It has been one year since our first Border Collie Paisley died. Paisley was fourteen and a half; her loss was not a surprise. For the last year of her life, she had been slowing down. Then one evening exactly one year ago, she didn’t seem right. She was lying on her spot on her favorite Persian rug; her breathing was difficult. I took Julia to the store for dinner fixings. When I came back, Mark was sitting on the front stoop and Paisley was next to him. He was patting her. He said she had come to see him. I didn’t know how she could have gotten there. But he was her boss – he and the sheep were her reason to live. She wanted to be near him.
We started with four Romney sheep in 1979 – Betsy, Putney, Frieda and Alfie. Then we got the ram Zeno. Every year we had more. We went to Scotland a few times and watched the farmers on their hills with their dogs by their sides. The black and white dogs gracefully rounded up the sheep and brought them to the farmer. It was all too romantic and beautiful – a farmer, his sheep, and his dog.

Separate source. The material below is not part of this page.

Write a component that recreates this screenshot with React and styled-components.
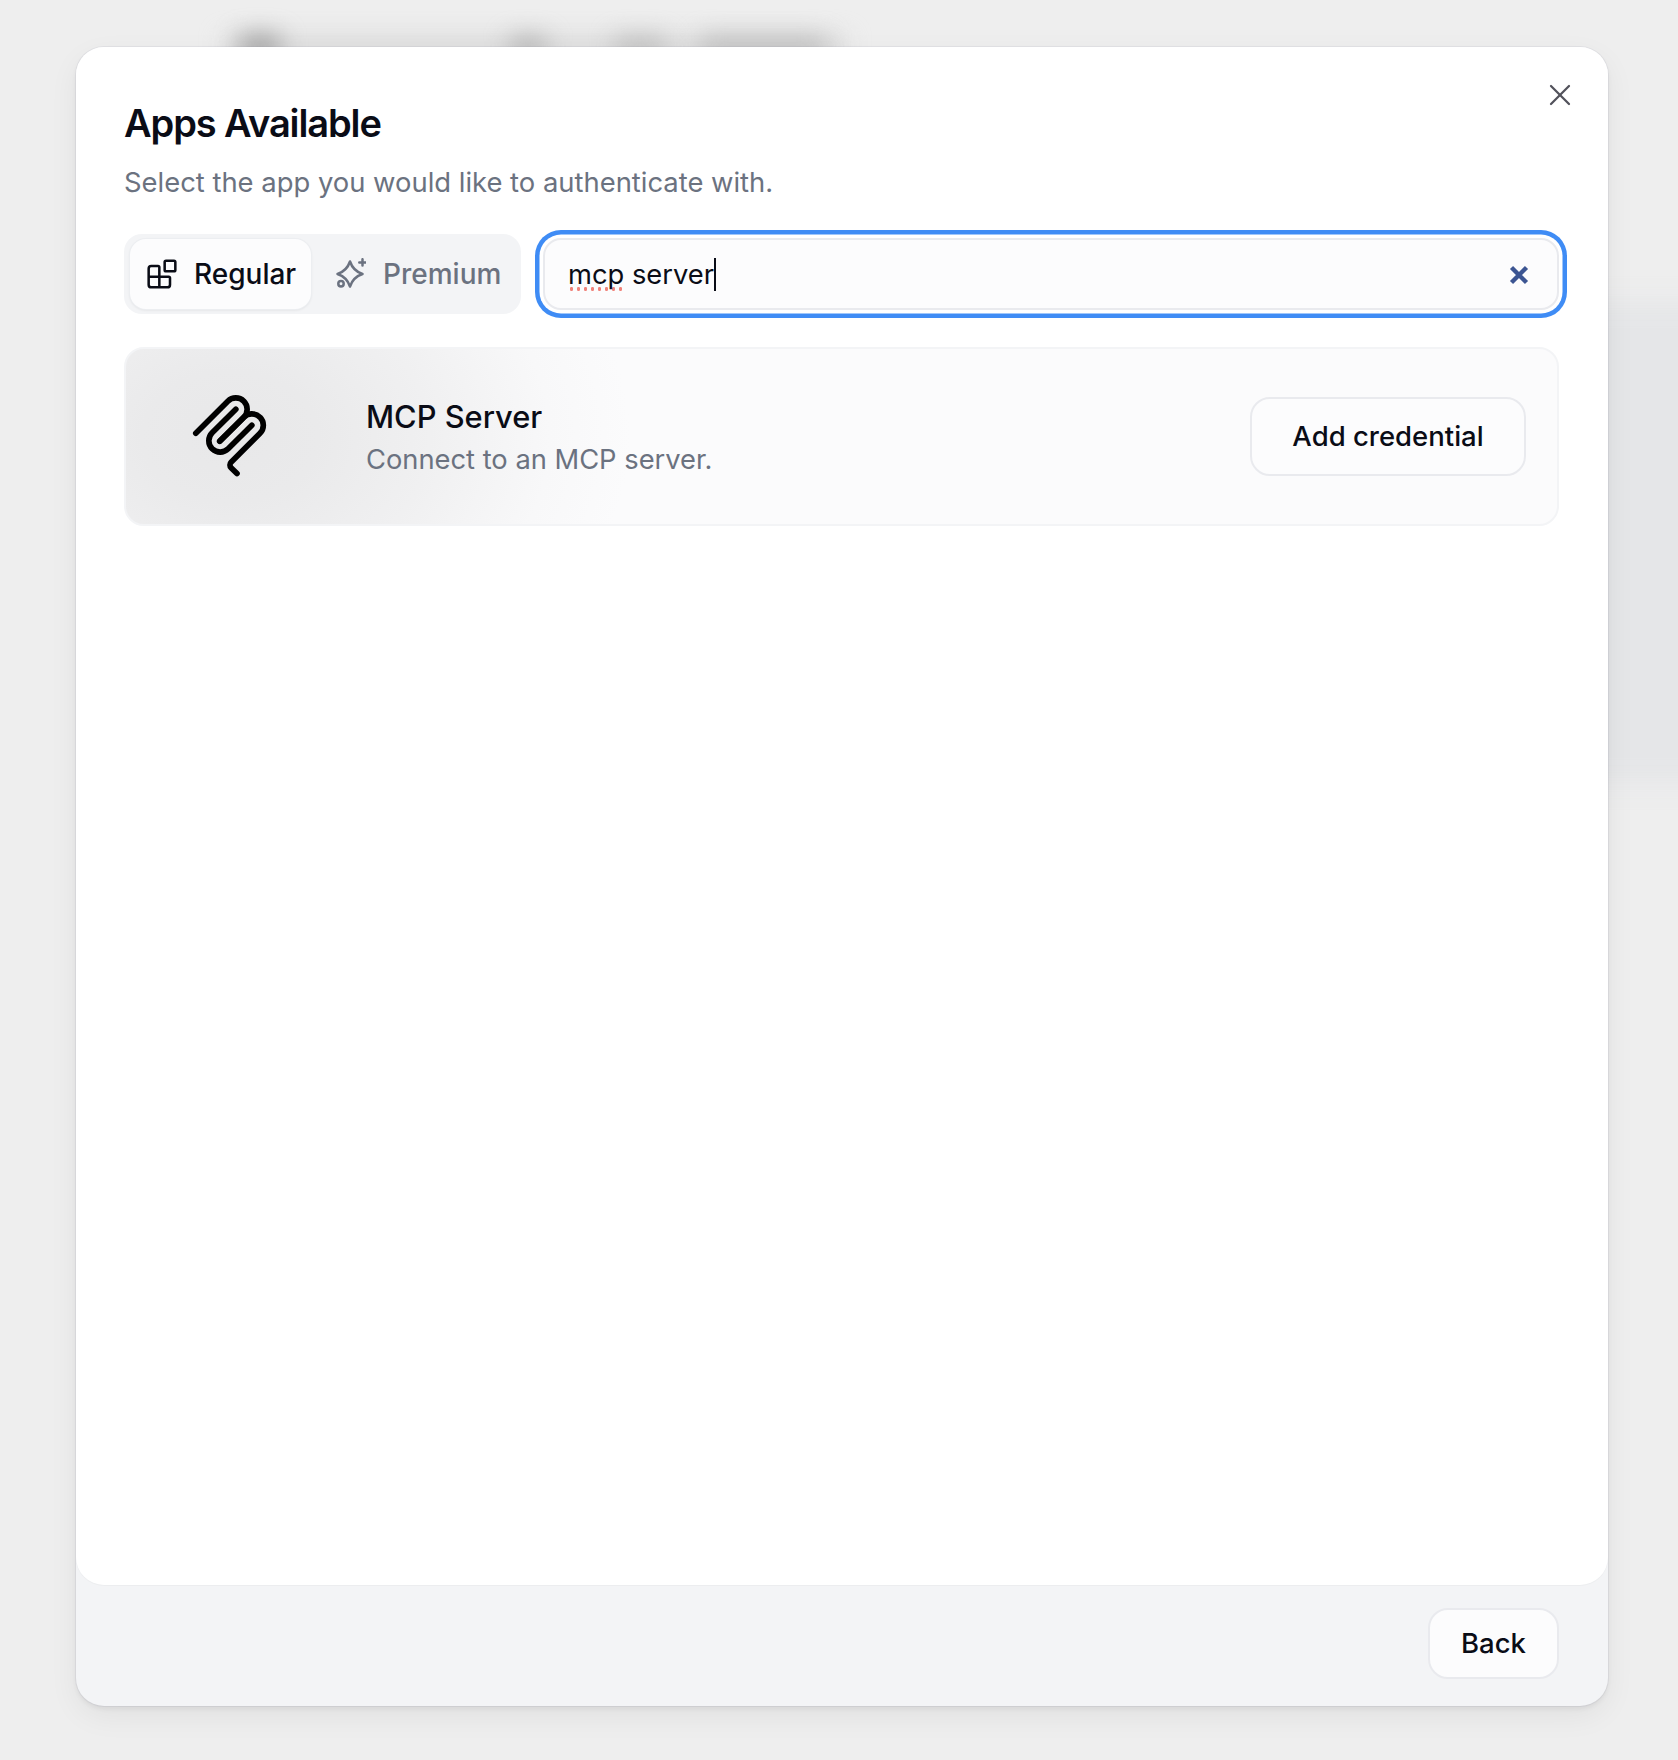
import React from 'react';
import styled, { createGlobalStyle } from 'styled-components';
import { Blocks, X } from 'lucide-react';

const GlobalStyle = createGlobalStyle`
  html, body {
    margin: 0;
    padding: 0;
    background: #eeeeee;
    font-family: Inter, "Liberation Sans", sans-serif;
    -webkit-font-smoothing: antialiased;
  }
  * { box-sizing: border-box; }
`;

const Page = styled.div`
  position: relative;
  height: 1760px;
  overflow: hidden;
  padding: 47px 70px 54px 76px;
  display: flex;
`;

// Blurred page behind the dialog
const Blur = styled.div`
  position: absolute;
  left: ${({ $x }) => $x}px;
  top: ${({ $y }) => $y}px;
  width: ${({ $w }) => $w}px;
  height: ${({ $h }) => $h}px;
  background: ${({ $c }) => $c};
  filter: blur(${({ $b }) => $b}px);
`;

const Modal = styled.div`
  position: relative;
  flex: 1;
  display: flex;
  flex-direction: column;
  background: #f3f4f6;
  border-radius: 28px;
  box-shadow:
    0 0 0 1px rgba(90, 90, 130, 0.07),
    0 3px 5px rgba(0, 0, 0, 0.06),
    0 10px 30px rgba(0, 0, 0, 0.06);
`;

const Panel = styled.div`
  position: relative;
  flex: 1;
  background: #ffffff;
  border-radius: 28px;
  box-shadow: 0 1px 1px rgba(0, 0, 0, 0.03);
  padding: 54px 49px 0 48px;
`;

const CloseButton = styled.button`
  position: absolute;
  top: 26px;
  right: 26px;
  width: 44px;
  height: 44px;
  padding: 0;
  border: none;
  background: none;
  display: flex;
  align-items: center;
  justify-content: center;
  color: #52525b;
`;

const Title = styled.h1`
  margin: 0;
  font-size: 38px;
  line-height: 44px;
  font-weight: 600;
  letter-spacing: -1.1px;
  color: #0a0c16;
`;

const Subtitle = styled.p`
  margin: 17px 0 0;
  font-size: 27.4px;
  line-height: 40px;
  color: #6b7280;
`;

const Toolbar = styled.div`
  display: flex;
  align-items: center;
  gap: 22px;
  margin-top: 32px;
`;

const Tabs = styled.div`
  display: flex;
  align-items: stretch;
  width: 397px;
  height: 80px;
  padding: 5px 6px;
  background: #f3f4f6;
  border-radius: 18px;
`;

const Tab = styled.div`
  display: flex;
  align-items: center;
  gap: ${({ $active }) => ($active ? '16px' : '17px')};
  height: 70px;
  padding: ${({ $active }) => ($active ? '0 0 0 16px' : '0 0 0 23px')};
  width: ${({ $active }) => ($active ? '181px' : 'auto')};
  border-radius: 16px;
  font-size: 28px;
  font-weight: 500;
  color: ${({ $active }) => ($active ? '#0a0c16' : '#6b7280')};
  background: ${({ $active }) => ($active ? '#fcfcfd' : 'transparent')};
  box-shadow: ${({ $active }) => ($active ? '0 0 0 1px #eceef1, 0 1px 3px rgba(0, 0, 0, 0.1)' : 'none')};
`;

const SearchBox = styled.div`
  flex: 1;
  height: 72px;
  display: flex;
  align-items: center;
  justify-content: space-between;
  padding: 1px 28px 0 23px;
  background: #fcfcfd;
  border: 2px solid #e9eaee;
  border-radius: 18px;
  box-shadow: 0 0 0 3.5px #ffffff, 0 0 0 8px #3f8cf5;
  font-size: 27.3px;
  color: #0a0c16;
`;

const SearchText = styled.div`
  display: flex;
  align-items: center;
  white-space: pre;
`;

const Misspelled = styled.span`
  background-image: radial-gradient(circle, #f0837b 1.7px, transparent 2px);
  background-size: 7px 4px;
  background-repeat: repeat-x;
  background-position: 0 29px;
`;

const Caret = styled.span`
  display: inline-block;
  width: 2px;
  height: 33px;
  background: #0a0c16;
`;

const ClearIcon = styled.svg`
  display: block;
  width: 20px;
  height: 20px;
  color: #3c5592;
`;

const Card = styled.div`
  display: flex;
  align-items: center;
  margin-top: 33px;
  height: 179px;
  padding-right: 31px;
  border: 2px solid #f3f4f6;
  border-radius: 20px;
  background:
    radial-gradient(ellipse 400px 300px at 104px 88px, #e8e8e9 0%, #eaeaeb 22%, #f0f0f1 50%, #f8f8f9 80%, rgba(251, 251, 252, 0) 100%),
    #fbfbfc;
`;

const LogoSlot = styled.div`
  width: 208px;
  margin-right: 32px;
  padding-bottom: 7px;
  flex-shrink: 0;
  display: flex;
  justify-content: center;
`;

const CardText = styled.div`
  flex: 1;
  min-width: 0;
  padding-top: 1px;
`;

const CardTitle = styled.div`
  font-size: 30.8px;
  line-height: 44px;
  font-weight: 500;
  color: #0a0c16;
`;

const CardDescription = styled.div`
  margin-top: 1px;
  font-size: 27.3px;
  line-height: 40px;
  color: #6b7280;
`;

const OutlineButton = styled.button`
  display: flex;
  align-items: center;
  justify-content: center;
  width: ${({ $width }) => $width}px;
  height: ${({ $height }) => $height}px;
  padding: 0 0 2px;
  background: #fcfcfd;
  border: 2px solid #e9eaee;
  border-radius: 20px;
  font-family: inherit;
  font-size: 27.5px;
  font-weight: 500;
  color: #0a0c16;
`;

const Footer = styled.div`
  height: 121px;
  flex-shrink: 0;
  display: flex;
  justify-content: flex-end;
  align-items: flex-start;
  padding: 23px 49px 0 0;
`;

const McpLogo = () => (
  <svg width="92" height="92" viewBox="0 0 195 195" fill="none" stroke="#000" strokeWidth="12" strokeLinecap="round">
    <path d="M25 97.8528L92.8822 29.9706C102.255 20.598 117.451 20.598 126.823 29.9706C136.196 39.3431 136.196 54.5391 126.823 63.9117L75.5581 115.177" />
    <path d="M76.2652 114.47L126.823 63.9117C136.196 54.5391 151.392 54.5391 160.765 63.9117L161.118 64.2652C170.491 73.6378 170.491 88.8338 161.118 98.2063L99.7248 159.6C96.6006 162.724 96.6006 167.789 99.7248 170.913L112.331 183.52" />
    <path d="M109.853 46.9411L59.6482 97.1457C50.2756 106.518 50.2756 121.714 59.6482 131.087C69.0208 140.459 84.2167 140.459 93.5893 131.087L143.794 80.8822" />
  </svg>
);

const PremiumIcon = () => (
  <svg width="32" height="32" viewBox="0 0 32 32" fill="none" stroke="#6b7280" strokeWidth="2.5" strokeLinecap="round" strokeLinejoin="round">
    <path d="M16 3.5C18 9.5 22.5 14 28.5 16C22.5 18 18 22.5 16 28.5C14 22.5 9.5 18 3.5 16C9.5 14 14 9.5 16 3.5Z" />
    <path d="M28.5 1.2V7.6M25.3 4.4H31.7" />
    <circle cx="7" cy="25.7" r="2.7" />
  </svg>
);

const App = () => (
  <>
    <GlobalStyle />
    <Page>
      <Blur $x={225} $y={38} $w={620} $h={16} $c="#d4d4d4" $b={12} />
      <Blur $x={240} $y={36} $w={40} $h={20} $c="#999999" $b={12} />
      <Blur $x={510} $y={38} $w={36} $h={18} $c="#aeaeae" $b={12} />
      <Blur $x={615} $y={38} $w={50} $h={18} $c="#bababa" $b={12} />
      <Blur $x={700} $y={38} $w={125} $h={18} $c="#bababa" $b={12} />
      <Blur $x={1500} $y={302} $w={300} $h={482} $c="#e5e6e8" $b={12} />
      <Modal>
        <Panel>
          <CloseButton aria-label="Close">
            <X size={36} strokeWidth={1.5} />
          </CloseButton>
          <Title>Apps Available</Title>
          <Subtitle>Select the app you would like to authenticate with.</Subtitle>
          <Toolbar>
            <Tabs>
              <Tab $active>
                <Blocks size={32} strokeWidth={1.9} />
                Regular
              </Tab>
              <Tab>
                <PremiumIcon />
                Premium
              </Tab>
            </Tabs>
            <SearchBox>
              <SearchText>
                <Misspelled>mcp</Misspelled> server
                <Caret />
              </SearchText>
              <ClearIcon viewBox="0 0 20 20" fill="none" stroke="currentColor" strokeWidth="4.4">
                <path d="M2.5 2.5L17.5 17.5M17.5 2.5L2.5 17.5" />
              </ClearIcon>
            </SearchBox>
          </Toolbar>
          <Card>
            <LogoSlot>
              <McpLogo />
            </LogoSlot>
            <CardText>
              <CardTitle>MCP Server</CardTitle>
              <CardDescription>Connect to an MCP server.</CardDescription>
            </CardText>
            <OutlineButton $width={276} $height={79}>Add credential</OutlineButton>
          </Card>
        </Panel>
        <Footer>
          <OutlineButton $width={131} $height={71}>Back</OutlineButton>
        </Footer>
      </Modal>
    </Page>
  </>
);

export default App;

Soon we had fifty sheep. We were living in eastern Massachusetts and our sheep were living on Mark’s family farm in western Massachusetts. Mark organized the sheep so he could leave them fenced and fed for a couple days until he could make it back out west to tend to them. As our sheep numbers increased, it became clear that a dog would be helpful. Although Mark and I made a humorous site -- running around, waving our arms, and trying to corral fifty sheep, we truly were ineffective. Mark decided it was time for a dog. I let him decide. Getting a Border Collie is a huge time committent; it had to be his decision (even though I was dying for a new dog). So we found her. She was beautiful – a fluffy, speckled Border Collie with spunk. Her spots reminded me of paisleys, a favorite motif from textiles. So we named her Paisley.
It soon became clear that Paisley had talent. At our old place in eastern Mass, we had chickens. Paisley never left the side of the fence, she just stared at them and chased along the side of the fence. Most dog trainers say this will ruin a dog. Lucky for us, it didn’t ruin Paisley. When we would take her to the sheep, she became possessed – as only a Border Collie can. She would crouch down and slowly walk up. She would dive. She didn’t know why or what she was doing, she just knew she had to.

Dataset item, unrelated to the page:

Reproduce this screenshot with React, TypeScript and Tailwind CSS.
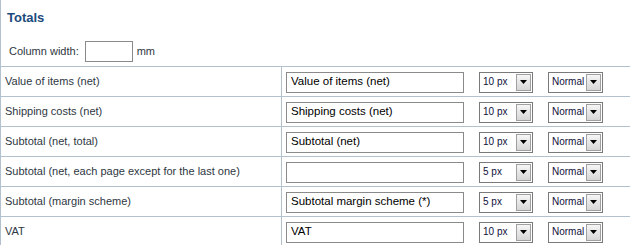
const rows = [
  { label: "Value of items (net)", value: "Value of items (net)", size: "10 px" },
  { label: "Shipping costs (net)", value: "Shipping costs (net)", size: "10 px" },
  { label: "Subtotal (net, total)", value: "Subtotal (net)", size: "10 px" },
  { label: "Subtotal (net, each page except for the last one)", value: "", size: "5 px" },
  { label: "Subtotal (margin scheme)", value: "Subtotal margin scheme (*)", size: "5 px" },
  { label: "VAT", value: "VAT", size: "10 px" },
];

function FakeSelect({ text, width }: { text: string; width: string }) {
  return (
    <div className={`flex items-center justify-between h-[21px] ${width} border border-[#7a7a7a] bg-white pl-[3px] pr-[1px]`}>
      <span className="text-[10px] text-[#10103a] leading-none">{text}</span>
      <span className="flex items-center justify-center w-[15px] h-[17px] border border-[#a0a0a0] bg-gradient-to-b from-[#f6f6f6] to-[#d6d6d6]">
        <svg width="7" height="4" viewBox="0 0 7 4">
          <path d="M0 0h7L3.5 4z" fill="#000" />
        </svg>
      </span>
    </div>
  );
}

export default function App() {
  return (
    <div className="w-[630px] h-[245px] overflow-hidden bg-white border-l border-[#b3c1cf] font-[family-name:'Liberation_Sans',Arial,sans-serif] text-[#2e3742]">
      <h2 className="pt-[10px] pl-[6px] text-[13px] font-bold leading-[16px] text-[#1d4b7c]">Totals</h2>
      <div className="flex items-center h-[21px] mt-[15px] pl-[8px] text-[11px]">
        <span>Column width:</span>
        <div className="ml-[6px] w-[48px] h-[21px] border border-[#8a8a8a] bg-white" />
        <span className="ml-[4px]">mm</span>
      </div>
      <div className="mt-[4px] border-t border-[#b3c1cf]">
        {rows.map((r) => (
          <div key={r.label} className="flex h-[30px] border-b border-[#b3c1cf]">
            <div className="flex items-center w-[281px] pl-[4px] border-r border-[#b3c1cf] text-[11px]">
              {r.label}
            </div>
            <div className="flex items-center pl-[4px] pt-[1px]">
              <div className="flex items-center w-[178px] h-[21px] border border-[#8a8a8a] bg-white pl-[4px] text-[11.5px] text-black">
                {r.value}
              </div>
              <div className="ml-[15px]">
                <FakeSelect text={r.size} width="w-[54px]" />
              </div>
              <div className="ml-[15px]">
                <FakeSelect text="Normal" width="w-[55px]" />
              </div>
            </div>
          </div>
        ))}
      </div>
    </div>
  );
}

Mark took a few lessons so he could try to understand the mind of a Border Collie. He read a lot of books and watched a lot of Border Collie videos. Slowly he figured out what she wanted for commands. They became a team. They were inseparable. I loved her too, but he “was it” for her.
For thirteen years, Paisley and Mark moved sheep around. From field to field, the sheep clipped the grass. After the field was finished, he and she would move them again. I loved watching – I clearly was not part of it. Mark would send her out to find the sheep. She liked to run wide – very wide. She would disappear. Then suddenly, I would hear it – hundreds of little hooves barreling towards Mark with the dog in hot pursuit. Every time I watched, it made me smile and I was amazed. In the sheep would go, just where Mark and Paisley wanted them.
After fifteen years in Eastern Massachusetts, we found a place of our own five miles from the farm where the sheep lived. We moved here with our not yet year old daughter, Julia. By then, we had another Border Collie Phoebe. (Unfortunately, sweet as she is, Phoebe isn’t interested in sheep! Chickens are her thing – I’m her boss.)
One hot late summer day, Mark told me he was going to bring the sheep up from the other farm to our new place to begin grazing our overgrown pastures. I figured he would spend the day with the dog, loading sheep into the rickety trailer and hauling them up to our new farm. He had different plans. He, the eighty sheep, and Paisley were going to walk. Paisley was about ten years old and beginning to slow down. The road was busy one, but it was a weekend. People could wait – after all, this is the country. Part of the way was unpaved - it wouldn’t be too hard on the sheep’s feet. Off they went. I waited at home with a one year old listening. It took them four hours. They all made it – Mark, the sheep, none of whom had never walked that far in a day, with Paisley behind them. It was such a great day – such a lovely feeling of success with a dog and a bunch of unruly sheep. Neither of us will ever forget it.
Nor will we ever forget Paisley. She died the next morning in her favorite spot. It was her time. She had a good life. She was never sick a day. She lived and worked hard. When we found her, we didn’t know what to do. We cried. We drank some coffee. We had to decide where to bury her. Mark said she needed to be in a field near her sheep. She loved her fields and her sheep. Later that afternoon, we dug a hole with the bucket of the tractor in my perennial garden overlooking her fields and buried her. I planted a white tree peony above her. The tree peony is blooming today. Paisley had a good life.